Alex Noakes

Personal information
- Full name: Alexander David Thorpe Noakes
- Born: 11 November 1995 (age 29) Wallingford
- Years active: 2014-present
- Height: 178 cm (5 ft 10 in)
- Weight: 66 kg (146 lb; 10 st 6 lb)

Sport
- Sport: Squash
- Rank: 127 (March 2018)
- Coached by: Victor Montserrat

= Alex Noakes =

English squash player

Alex Noakes (born 11 November 1995) is a professional squash player from Thame, Oxfordshire. Noakes represented England in competition against Ireland, Scotland and Wales in the Home Internationals and achieved a World Junior Ranking of No. 9.

Noakes won the 21st edition of the Italian Open 2013 and reached the Semi-Final of the Portuguese Open that same year.

Noakes has a career-high world rank of No. 127.

==Personal life==
Noakes, the youngest of Christopher and Nicola Noakes' three children, is a former squash player. At the age of nine, his father took him to their neighbourhood squash club in Thame where he learned the game. In 2009, Noakes won a scholarship to Wellington College (Berkshire) and was subsequently coached from 2009 to 2014 by former world ranked No. 11 Stephen Meads, the schools head coach.

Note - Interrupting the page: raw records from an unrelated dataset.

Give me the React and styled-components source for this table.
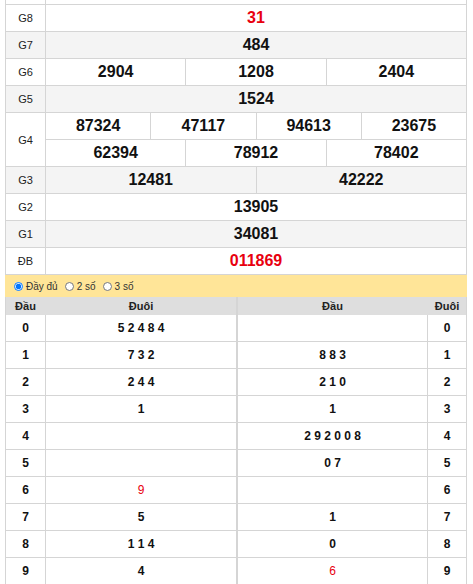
import React from 'react'
import styled, { createGlobalStyle } from 'styled-components'

const line = '#d5d5d5'
const red = '#e8000f'

const GlobalStyle = createGlobalStyle`
    body {
        margin: 0;
        background: #fff;
        font-family: "Liberation Sans", Arial, sans-serif;
        color: #111;
    }
`;

const Page = styled.div`
    width: 462px;
    padding-left: 5px;
`;

const Board = styled.div`
    border-left: 1px solid ${line};
`;

const PrizeRow = styled.div`
    display: flex;
    background: ${p => p.$alt ? '#f4f4f4' : '#fff'};
`;

const Label = styled.div`
    box-sizing: border-box;
    flex: 0 0 40px;
    height: ${p => p.$h ? p.$h + 'px' : 'auto'};
    display: flex;
    align-items: center;
    justify-content: center;
    border-right: 1px solid ${line};
    border-bottom: 1px solid ${line};
    font-size: 11px;
    color: #222;
`;

const Values = styled.div`
    flex: 1;
    display: flex;
    flex-direction: column;
`;

const SubRow = styled.div`
    display: flex;
    height: ${p => p.$h || 27}px;
`;

const Num = styled.div`
    box-sizing: border-box;
    flex: 1;
    display: flex;
    align-items: center;
    justify-content: center;
    border-right: 1px solid ${line};
    border-bottom: 1px solid ${line};
    font-size: 16px;
    font-weight: bold;
    color: ${p => p.$red ? red : '#111'};
`;

const Toolbar = styled.div`
    display: flex;
    align-items: center;
    gap: 7px;
    height: 22px;
    padding-left: 9px;
    margin-top: 0;
    background: #ffe598;
    font-size: 10px;
    color: #333;
`;

const Option = styled.label`
    display: flex;
    align-items: center;
    gap: 3px;
`;

const Radio = styled.input`
    width: 9px;
    height: 9px;
    margin: 0;
`;

const LotoWrap = styled.div`
    display: flex;
`;

const LotoTable = styled.div`
    flex: ${p => p.$left ? '0 0 232px' : '1'};
    box-sizing: border-box;
    display: grid;
    grid-template-columns: ${p => p.$left ? '40px 1fr' : '1fr 39px'};
    border-left: 1px solid ${line};
`;

const Head = styled.div`
    box-sizing: border-box;
    height: 18px;
    display: flex;
    align-items: center;
    justify-content: center;
    background: #dedede;
    border-right: 1px solid ${p => p.$edge ? line : '#dedede'};
    font-size: 11px;
    font-weight: bold;
    color: #222;
`;

const Cell = styled.div`
    box-sizing: border-box;
    height: 27px;
    display: flex;
    align-items: center;
    justify-content: center;
    border-right: 1px solid ${line};
    border-bottom: 1px solid ${line};
    font-size: 12px;
    font-weight: bold;
    white-space: pre;
    color: #111;
`;

const Hot = styled.span`
    color: ${red};
    font-weight: normal;
`;

const prizes = [
    { label: 'G8', rows: [['31']], red: true },
    { label: 'G7', rows: [['484']] },
    { label: 'G6', rows: [['2904', '1208', '2404']] },
    { label: 'G5', rows: [['1524']] },
    { label: 'G4', rows: [['87324', '47117', '94613', '23675'], ['62394', '78912', '78402']] },
    { label: 'G3', rows: [['12481', '42222']] },
    { label: 'G2', rows: [['13905']] },
    { label: 'G1', rows: [['34081']] },
    { label: 'ĐB', rows: [['011869']], red: true },
]

// '!' marks the digit that belongs to the special prize
const tails = ['5 2 4 8 4', '7 3 2', '2 4 4', '1', '', '', '!9', '5', '1 1 4', '4']
const heads = ['', '8 8 3', '2 1 0', '1', '2 9 2 0 0 8', '0 7', '', '1', '0', '!6']

const Digits = ({ text }) =>
    text.startsWith('!') ? <Hot>{text.slice(1)}</Hot> : text

const App = () => {
    return (
        <>
            <GlobalStyle />
            <Page>
                <Board>
                    <PrizeRow>
                        <Label $h={5} />
                        <Values>
                            <SubRow $h={5}><Num /></SubRow>
                        </Values>
                    </PrizeRow>
                    {prizes.map((p, i) => (
                        <PrizeRow key={p.label} $alt={i % 2 === 1}>
                            <Label>{p.label}</Label>
                            <Values>
                                {p.rows.map((r, j) => (
                                    <SubRow key={j}>
                                        {r.map((n, k) => <Num key={k} $red={p.red}>{n}</Num>)}
                                    </SubRow>
                                ))}
                            </Values>
                        </PrizeRow>
                    ))}
                </Board>

                <Toolbar>
                    <Option><Radio type="radio" name="mode" defaultChecked />Đầy đủ</Option>
                    <Option><Radio type="radio" name="mode" />2 số</Option>
                    <Option><Radio type="radio" name="mode" />3 số</Option>
                </Toolbar>

                <LotoWrap>
                    <LotoTable $left>
                        <Head>Đầu</Head>
                        <Head $edge>Đuôi</Head>
                        {tails.map((t, i) => (
                            <React.Fragment key={i}>
                                <Cell>{i}</Cell>
                                <Cell><Digits text={t} /></Cell>
                            </React.Fragment>
                        ))}
                    </LotoTable>
                    <LotoTable>
                        <Head>Đầu</Head>
                        <Head $edge>Đuôi</Head>
                        {heads.map((h, i) => (
                            <React.Fragment key={i}>
                                <Cell><Digits text={h} /></Cell>
                                <Cell>{i}</Cell>
                            </React.Fragment>
                        ))}
                    </LotoTable>
                </LotoWrap>
            </Page>
        </>
    )
}

export default App
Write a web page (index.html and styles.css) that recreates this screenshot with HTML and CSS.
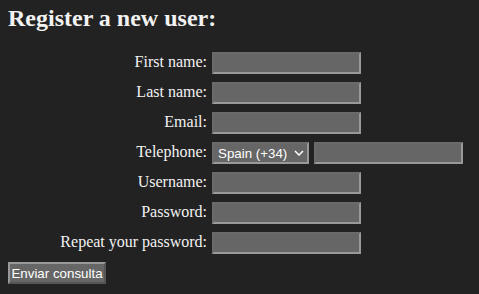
FILE: index.html
```html
<!DOCTYPE html>
<html lang="en">
<head>
<meta charset="utf-8">
<title>Register</title>
<link rel="stylesheet" href="styles.css">
</head>
<body>
<h1 class="title">Register a new user:</h1>
<form class="form" onsubmit="return false">
  <label class="label" for="fn">First name:</label>
  <input class="field" id="fn" type="text">
  <label class="label" for="ln">Last name:</label>
  <input class="field" id="ln" type="text">
  <label class="label" for="em">Email:</label>
  <input class="field" id="em" type="text">
  <label class="label" for="tel">Telephone:</label>
  <div class="phone">
    <span class="select-wrap">
      <select class="select"><option>Spain (+34)</option></select>
      <svg class="chev" width="10" height="6" viewBox="0 0 10 6"><path d="M1 1 L5 5 L9 1" fill="none" stroke="#fff" stroke-width="1.5"/></svg>
    </span>
    <input class="field" id="tel" type="text">
  </div>
  <label class="label" for="un">Username:</label>
  <input class="field" id="un" type="text">
  <label class="label" for="pw">Password:</label>
  <input class="field" id="pw" type="password">
  <label class="label" for="pw2">Repeat your password:</label>
  <input class="field" id="pw2" type="password">
  <div class="actions"><button class="submit" type="submit">Enviar consulta</button></div>
</form>
</body>
</html>
```
FILE: styles.css
```css
html, body {
  background: #222222;
}
body {
  margin: 0;
  padding: 5px 8px;
  color: #f2f2f2;
  font-family: "Liberation Serif", "Times New Roman", serif;
  font-size: 16px;
}
.title {
  margin: 0 0 20px;
  font-size: 24px;
  line-height: 27px;
  font-weight: bold;
}
.form {
  display: grid;
  grid-template-columns: 199px auto;
  column-gap: 5px;
  row-gap: 8px;
  align-items: center;
  justify-items: start;
}
.label {
  justify-self: end;
  line-height: 18px;
  padding-bottom: 2px;
}
.field {
  box-sizing: border-box;
  width: 149px;
  height: 22px;
  margin: 0;
  padding: 1px 3px;
  background: #666666;
  color: #fff;
  border-style: solid;
  border-width: 2px;
  border-color: #6a6a6a #999999 #999999 #6a6a6a;
  font-family: "Liberation Sans", Arial, sans-serif;
  font-size: 13.33px;
  outline: none;
}
.phone {
  display: flex;
  align-items: center;
  gap: 5px;
}
.select-wrap {
  position: relative;
  display: block;
  height: 22px;
}
.select {
  -webkit-appearance: none;
  appearance: none;
  box-sizing: border-box;
  width: 97px;
  height: 22px;
  margin: 0;
  padding: 0 0 0 4px;
  background: #666666;
  color: #fff;
  border-style: solid;
  border-width: 2px;
  border-color: #6a6a6a #999999 #999999 #6a6a6a;
  font-family: "Liberation Sans", Arial, sans-serif;
  font-size: 13.33px;
  outline: none;
}
.chev {
  position: absolute;
  left: 82px;
  top: 8px;
  pointer-events: none;
}
.actions {
  grid-column: 1 / -1;
}
.submit {
  box-sizing: border-box;
  width: 98px;
  height: 22px;
  margin: 0;
  padding: 0;
  background: #666666;
  color: #fff;
  border-style: solid;
  border-width: 2px;
  border-color: #999999 #555555 #555555 #999999;
  font-family: "Liberation Sans", Arial, sans-serif;
  font-size: 13.33px;
  text-align: center;
}
```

In 2016, Noakes began training with Victor Montserrat of the Barcelona Global Squash Academy and currently resides and trains full-time in central Barcelona.

==Affiliated clubs==
Noakes signed with the London Coolhurst Club in the English Premier Squash League for 2016–2018. He accepted a deal to play for Challes-Les-Eaux in the French League for the 2017/2018 season. He remains in the squad for Tring Squash Club in the Hertfordshire Squash League and Surrey Sports Park in the Surrey Cup. He has made the occasional appearance for the Old Wellingtonians in the Londondary Cup.